What the exercise asks
Using the data below, copy each line that includes the word "components".

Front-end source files
○ ○ ○ ○ ○
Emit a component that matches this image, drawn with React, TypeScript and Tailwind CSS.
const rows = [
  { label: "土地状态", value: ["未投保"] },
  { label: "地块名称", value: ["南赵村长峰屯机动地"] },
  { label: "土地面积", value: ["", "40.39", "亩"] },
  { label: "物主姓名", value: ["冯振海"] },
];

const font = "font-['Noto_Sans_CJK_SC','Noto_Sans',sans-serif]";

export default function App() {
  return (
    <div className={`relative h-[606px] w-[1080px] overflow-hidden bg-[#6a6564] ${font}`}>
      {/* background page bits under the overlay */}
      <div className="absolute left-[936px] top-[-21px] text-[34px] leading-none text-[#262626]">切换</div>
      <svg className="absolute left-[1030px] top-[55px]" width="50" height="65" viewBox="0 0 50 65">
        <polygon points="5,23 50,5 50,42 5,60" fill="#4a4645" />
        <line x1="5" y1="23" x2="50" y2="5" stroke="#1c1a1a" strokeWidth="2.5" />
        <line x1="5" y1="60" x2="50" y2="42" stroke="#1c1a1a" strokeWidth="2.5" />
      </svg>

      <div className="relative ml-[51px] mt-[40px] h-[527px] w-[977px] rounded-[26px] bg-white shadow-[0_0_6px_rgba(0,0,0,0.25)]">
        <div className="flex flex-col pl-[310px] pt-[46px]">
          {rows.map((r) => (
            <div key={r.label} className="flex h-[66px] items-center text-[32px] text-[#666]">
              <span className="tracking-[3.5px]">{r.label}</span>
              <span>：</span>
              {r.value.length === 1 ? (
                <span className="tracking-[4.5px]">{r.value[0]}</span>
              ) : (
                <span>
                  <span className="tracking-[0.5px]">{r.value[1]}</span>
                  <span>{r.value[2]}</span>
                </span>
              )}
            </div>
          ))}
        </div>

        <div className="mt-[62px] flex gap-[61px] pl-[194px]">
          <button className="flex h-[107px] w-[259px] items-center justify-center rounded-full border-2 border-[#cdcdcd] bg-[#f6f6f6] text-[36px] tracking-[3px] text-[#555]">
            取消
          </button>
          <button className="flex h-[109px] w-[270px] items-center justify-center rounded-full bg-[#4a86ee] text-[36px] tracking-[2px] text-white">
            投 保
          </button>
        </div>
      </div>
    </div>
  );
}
○ ○ ○ ○ ○
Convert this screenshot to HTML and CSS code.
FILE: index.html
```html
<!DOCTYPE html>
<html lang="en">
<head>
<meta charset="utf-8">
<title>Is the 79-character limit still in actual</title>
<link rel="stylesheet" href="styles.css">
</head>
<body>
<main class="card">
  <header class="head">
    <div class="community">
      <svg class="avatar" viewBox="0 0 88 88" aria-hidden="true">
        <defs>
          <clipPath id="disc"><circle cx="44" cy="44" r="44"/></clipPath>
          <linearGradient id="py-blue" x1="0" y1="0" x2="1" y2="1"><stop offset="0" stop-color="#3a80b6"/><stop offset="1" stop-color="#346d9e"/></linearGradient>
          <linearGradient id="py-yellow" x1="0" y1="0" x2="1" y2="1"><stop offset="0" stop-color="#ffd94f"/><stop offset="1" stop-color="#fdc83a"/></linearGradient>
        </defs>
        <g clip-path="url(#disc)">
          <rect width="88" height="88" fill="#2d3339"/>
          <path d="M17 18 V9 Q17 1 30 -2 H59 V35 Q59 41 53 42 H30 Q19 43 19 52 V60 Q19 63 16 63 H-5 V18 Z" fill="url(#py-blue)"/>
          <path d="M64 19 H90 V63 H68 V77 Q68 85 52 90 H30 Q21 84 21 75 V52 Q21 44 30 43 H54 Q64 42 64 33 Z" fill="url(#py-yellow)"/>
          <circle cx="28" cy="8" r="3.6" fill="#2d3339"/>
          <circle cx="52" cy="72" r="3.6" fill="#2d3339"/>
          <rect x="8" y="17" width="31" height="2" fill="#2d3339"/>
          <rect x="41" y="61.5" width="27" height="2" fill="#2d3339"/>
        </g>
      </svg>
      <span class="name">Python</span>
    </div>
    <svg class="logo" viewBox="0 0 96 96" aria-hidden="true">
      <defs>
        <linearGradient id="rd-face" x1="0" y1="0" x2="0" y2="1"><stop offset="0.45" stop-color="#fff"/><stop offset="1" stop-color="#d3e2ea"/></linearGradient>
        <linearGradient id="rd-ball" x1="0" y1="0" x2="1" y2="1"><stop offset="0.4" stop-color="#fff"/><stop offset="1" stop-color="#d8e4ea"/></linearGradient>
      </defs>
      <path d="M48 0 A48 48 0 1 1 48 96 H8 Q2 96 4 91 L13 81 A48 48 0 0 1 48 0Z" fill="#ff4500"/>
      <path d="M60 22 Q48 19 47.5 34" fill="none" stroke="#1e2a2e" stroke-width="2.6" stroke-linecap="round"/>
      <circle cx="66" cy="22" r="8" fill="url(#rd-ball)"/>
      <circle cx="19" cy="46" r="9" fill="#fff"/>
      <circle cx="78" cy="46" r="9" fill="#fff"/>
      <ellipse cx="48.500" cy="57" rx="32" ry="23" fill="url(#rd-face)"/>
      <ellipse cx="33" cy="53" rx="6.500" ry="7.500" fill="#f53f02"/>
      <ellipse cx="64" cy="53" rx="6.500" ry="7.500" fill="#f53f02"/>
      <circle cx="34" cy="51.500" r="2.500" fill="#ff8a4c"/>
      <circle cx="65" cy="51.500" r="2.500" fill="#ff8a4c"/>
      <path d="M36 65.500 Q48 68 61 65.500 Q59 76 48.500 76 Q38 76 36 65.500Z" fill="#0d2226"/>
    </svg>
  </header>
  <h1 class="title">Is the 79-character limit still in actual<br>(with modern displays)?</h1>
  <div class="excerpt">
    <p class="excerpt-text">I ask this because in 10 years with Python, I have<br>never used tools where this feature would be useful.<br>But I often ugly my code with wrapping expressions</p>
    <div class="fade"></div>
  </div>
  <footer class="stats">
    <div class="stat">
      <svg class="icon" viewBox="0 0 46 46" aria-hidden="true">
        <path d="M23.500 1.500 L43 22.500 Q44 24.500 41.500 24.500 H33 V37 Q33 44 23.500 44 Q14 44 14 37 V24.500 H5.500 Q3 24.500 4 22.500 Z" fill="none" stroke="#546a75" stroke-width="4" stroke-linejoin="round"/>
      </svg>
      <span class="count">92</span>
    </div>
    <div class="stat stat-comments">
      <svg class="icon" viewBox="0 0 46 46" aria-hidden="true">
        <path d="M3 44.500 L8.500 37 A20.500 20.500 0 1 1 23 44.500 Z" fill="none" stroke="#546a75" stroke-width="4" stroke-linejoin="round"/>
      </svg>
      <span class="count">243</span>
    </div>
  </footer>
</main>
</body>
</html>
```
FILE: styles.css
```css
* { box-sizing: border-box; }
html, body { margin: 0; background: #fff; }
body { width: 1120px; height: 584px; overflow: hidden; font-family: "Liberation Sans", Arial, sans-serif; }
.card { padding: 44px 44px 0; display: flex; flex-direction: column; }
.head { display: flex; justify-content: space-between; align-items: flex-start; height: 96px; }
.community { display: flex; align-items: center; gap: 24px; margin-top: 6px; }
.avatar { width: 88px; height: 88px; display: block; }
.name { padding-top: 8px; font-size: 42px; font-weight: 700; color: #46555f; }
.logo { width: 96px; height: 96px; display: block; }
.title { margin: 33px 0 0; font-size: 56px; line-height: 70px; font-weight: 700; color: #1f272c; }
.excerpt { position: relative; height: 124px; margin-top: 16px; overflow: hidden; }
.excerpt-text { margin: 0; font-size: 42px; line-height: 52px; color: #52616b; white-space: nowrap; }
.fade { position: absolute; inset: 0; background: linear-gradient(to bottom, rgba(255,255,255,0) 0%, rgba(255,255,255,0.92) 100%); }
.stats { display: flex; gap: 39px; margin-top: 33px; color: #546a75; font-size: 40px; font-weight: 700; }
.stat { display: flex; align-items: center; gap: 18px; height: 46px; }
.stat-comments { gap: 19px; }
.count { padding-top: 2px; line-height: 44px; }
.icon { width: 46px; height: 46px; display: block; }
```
○ ○ ○ ○ ○
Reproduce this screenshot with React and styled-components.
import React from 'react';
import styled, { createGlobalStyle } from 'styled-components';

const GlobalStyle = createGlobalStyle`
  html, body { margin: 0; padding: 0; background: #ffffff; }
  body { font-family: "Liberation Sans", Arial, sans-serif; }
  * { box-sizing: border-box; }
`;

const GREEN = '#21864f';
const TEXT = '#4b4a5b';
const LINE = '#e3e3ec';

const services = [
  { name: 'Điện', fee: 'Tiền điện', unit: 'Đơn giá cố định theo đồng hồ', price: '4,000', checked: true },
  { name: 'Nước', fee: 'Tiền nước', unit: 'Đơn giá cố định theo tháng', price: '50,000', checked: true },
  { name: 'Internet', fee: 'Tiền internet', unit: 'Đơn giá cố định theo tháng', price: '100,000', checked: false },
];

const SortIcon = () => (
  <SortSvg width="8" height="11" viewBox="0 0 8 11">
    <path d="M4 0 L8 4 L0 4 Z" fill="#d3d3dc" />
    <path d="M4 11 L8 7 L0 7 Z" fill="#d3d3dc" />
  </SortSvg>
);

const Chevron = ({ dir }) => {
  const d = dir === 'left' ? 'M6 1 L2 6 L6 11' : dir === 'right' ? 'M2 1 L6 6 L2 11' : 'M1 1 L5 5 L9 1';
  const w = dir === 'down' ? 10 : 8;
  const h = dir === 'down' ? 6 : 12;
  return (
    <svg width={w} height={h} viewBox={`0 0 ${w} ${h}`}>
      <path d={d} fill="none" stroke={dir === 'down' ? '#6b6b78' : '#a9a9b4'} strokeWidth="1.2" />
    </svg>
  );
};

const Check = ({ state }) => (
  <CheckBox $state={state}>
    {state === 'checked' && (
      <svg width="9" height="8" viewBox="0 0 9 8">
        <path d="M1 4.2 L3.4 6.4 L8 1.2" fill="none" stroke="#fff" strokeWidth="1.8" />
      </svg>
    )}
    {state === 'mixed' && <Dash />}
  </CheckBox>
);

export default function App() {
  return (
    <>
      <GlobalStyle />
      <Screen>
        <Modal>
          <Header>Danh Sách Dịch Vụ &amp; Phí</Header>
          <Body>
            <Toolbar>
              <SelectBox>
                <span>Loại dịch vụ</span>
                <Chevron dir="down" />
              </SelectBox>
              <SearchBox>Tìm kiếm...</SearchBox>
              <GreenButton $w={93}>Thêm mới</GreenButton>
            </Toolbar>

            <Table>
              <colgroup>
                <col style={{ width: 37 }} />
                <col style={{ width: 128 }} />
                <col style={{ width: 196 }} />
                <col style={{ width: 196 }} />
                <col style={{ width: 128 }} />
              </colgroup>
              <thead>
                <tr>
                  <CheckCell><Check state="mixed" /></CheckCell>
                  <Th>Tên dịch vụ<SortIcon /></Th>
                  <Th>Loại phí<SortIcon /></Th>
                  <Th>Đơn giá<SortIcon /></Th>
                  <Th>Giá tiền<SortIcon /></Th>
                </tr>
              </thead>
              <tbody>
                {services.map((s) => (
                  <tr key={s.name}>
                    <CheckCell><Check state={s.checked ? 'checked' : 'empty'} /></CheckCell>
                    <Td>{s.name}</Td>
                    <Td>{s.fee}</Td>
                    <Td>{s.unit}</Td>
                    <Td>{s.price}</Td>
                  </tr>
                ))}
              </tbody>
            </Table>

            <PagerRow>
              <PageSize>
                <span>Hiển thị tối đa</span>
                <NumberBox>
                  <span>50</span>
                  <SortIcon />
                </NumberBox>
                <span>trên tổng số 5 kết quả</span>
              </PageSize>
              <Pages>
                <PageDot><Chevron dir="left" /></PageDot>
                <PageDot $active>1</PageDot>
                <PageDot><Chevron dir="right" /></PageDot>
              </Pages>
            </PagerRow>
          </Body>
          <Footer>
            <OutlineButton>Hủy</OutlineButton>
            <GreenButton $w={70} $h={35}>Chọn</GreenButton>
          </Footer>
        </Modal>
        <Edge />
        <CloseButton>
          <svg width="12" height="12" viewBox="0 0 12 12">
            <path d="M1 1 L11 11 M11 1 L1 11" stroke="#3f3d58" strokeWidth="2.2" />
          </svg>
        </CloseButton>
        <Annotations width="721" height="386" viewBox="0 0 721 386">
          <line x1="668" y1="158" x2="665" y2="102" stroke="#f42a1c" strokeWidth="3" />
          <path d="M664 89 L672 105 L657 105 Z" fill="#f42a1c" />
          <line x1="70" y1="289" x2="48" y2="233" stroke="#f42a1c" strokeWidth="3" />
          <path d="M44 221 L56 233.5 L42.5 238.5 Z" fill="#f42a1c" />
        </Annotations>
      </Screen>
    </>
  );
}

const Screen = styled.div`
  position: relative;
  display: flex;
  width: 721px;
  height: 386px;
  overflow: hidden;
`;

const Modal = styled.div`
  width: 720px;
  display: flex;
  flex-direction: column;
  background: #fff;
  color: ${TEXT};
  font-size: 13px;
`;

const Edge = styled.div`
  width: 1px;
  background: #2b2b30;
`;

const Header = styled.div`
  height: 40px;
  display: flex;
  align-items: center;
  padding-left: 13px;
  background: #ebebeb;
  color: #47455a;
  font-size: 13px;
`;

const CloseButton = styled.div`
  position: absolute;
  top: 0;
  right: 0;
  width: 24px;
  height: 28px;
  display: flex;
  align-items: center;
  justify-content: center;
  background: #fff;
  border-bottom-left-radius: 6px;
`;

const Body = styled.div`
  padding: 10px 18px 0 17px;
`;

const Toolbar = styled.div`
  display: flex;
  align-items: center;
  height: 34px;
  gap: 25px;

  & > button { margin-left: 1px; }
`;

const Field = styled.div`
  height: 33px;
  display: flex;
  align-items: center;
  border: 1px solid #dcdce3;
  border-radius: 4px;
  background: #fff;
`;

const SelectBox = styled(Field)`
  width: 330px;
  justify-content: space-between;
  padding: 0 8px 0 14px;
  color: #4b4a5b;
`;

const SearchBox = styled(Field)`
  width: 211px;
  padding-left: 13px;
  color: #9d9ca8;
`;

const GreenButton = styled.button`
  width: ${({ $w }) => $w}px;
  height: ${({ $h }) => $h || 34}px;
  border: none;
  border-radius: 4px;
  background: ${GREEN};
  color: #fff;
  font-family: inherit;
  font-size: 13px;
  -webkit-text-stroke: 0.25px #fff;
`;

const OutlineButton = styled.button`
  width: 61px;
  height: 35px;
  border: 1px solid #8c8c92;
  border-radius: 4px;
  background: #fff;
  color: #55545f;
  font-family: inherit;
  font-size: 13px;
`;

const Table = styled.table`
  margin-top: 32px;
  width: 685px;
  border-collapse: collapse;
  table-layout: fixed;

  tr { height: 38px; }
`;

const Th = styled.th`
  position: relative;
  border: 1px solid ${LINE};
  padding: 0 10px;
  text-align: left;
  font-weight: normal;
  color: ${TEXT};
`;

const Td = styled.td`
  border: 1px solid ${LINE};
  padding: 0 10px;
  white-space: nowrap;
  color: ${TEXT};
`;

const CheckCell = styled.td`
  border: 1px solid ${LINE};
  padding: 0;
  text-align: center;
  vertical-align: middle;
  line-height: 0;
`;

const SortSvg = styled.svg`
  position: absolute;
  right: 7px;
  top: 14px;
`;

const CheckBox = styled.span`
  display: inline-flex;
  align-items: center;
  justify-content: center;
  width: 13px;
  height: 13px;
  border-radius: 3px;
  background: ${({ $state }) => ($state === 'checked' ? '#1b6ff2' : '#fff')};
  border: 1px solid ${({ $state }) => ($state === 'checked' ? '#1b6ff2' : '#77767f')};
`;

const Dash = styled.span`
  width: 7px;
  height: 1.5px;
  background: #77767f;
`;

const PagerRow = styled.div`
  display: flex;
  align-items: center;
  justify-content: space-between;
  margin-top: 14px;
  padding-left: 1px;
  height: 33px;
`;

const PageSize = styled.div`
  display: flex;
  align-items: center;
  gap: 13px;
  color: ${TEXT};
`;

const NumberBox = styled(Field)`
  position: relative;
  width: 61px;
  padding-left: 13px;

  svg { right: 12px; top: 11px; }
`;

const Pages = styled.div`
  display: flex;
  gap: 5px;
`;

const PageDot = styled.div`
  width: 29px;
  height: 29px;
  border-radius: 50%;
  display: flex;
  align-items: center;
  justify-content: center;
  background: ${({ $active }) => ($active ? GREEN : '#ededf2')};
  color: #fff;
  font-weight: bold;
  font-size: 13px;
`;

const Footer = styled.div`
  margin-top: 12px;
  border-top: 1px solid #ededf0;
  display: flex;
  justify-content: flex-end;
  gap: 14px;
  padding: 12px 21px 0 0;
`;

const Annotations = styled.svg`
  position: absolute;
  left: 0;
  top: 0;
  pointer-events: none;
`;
○ ○ ○ ○ ○
Worked answer
Reproduce this screenshot with React and styled-components.
import styled, { createGlobalStyle } from 'styled-components';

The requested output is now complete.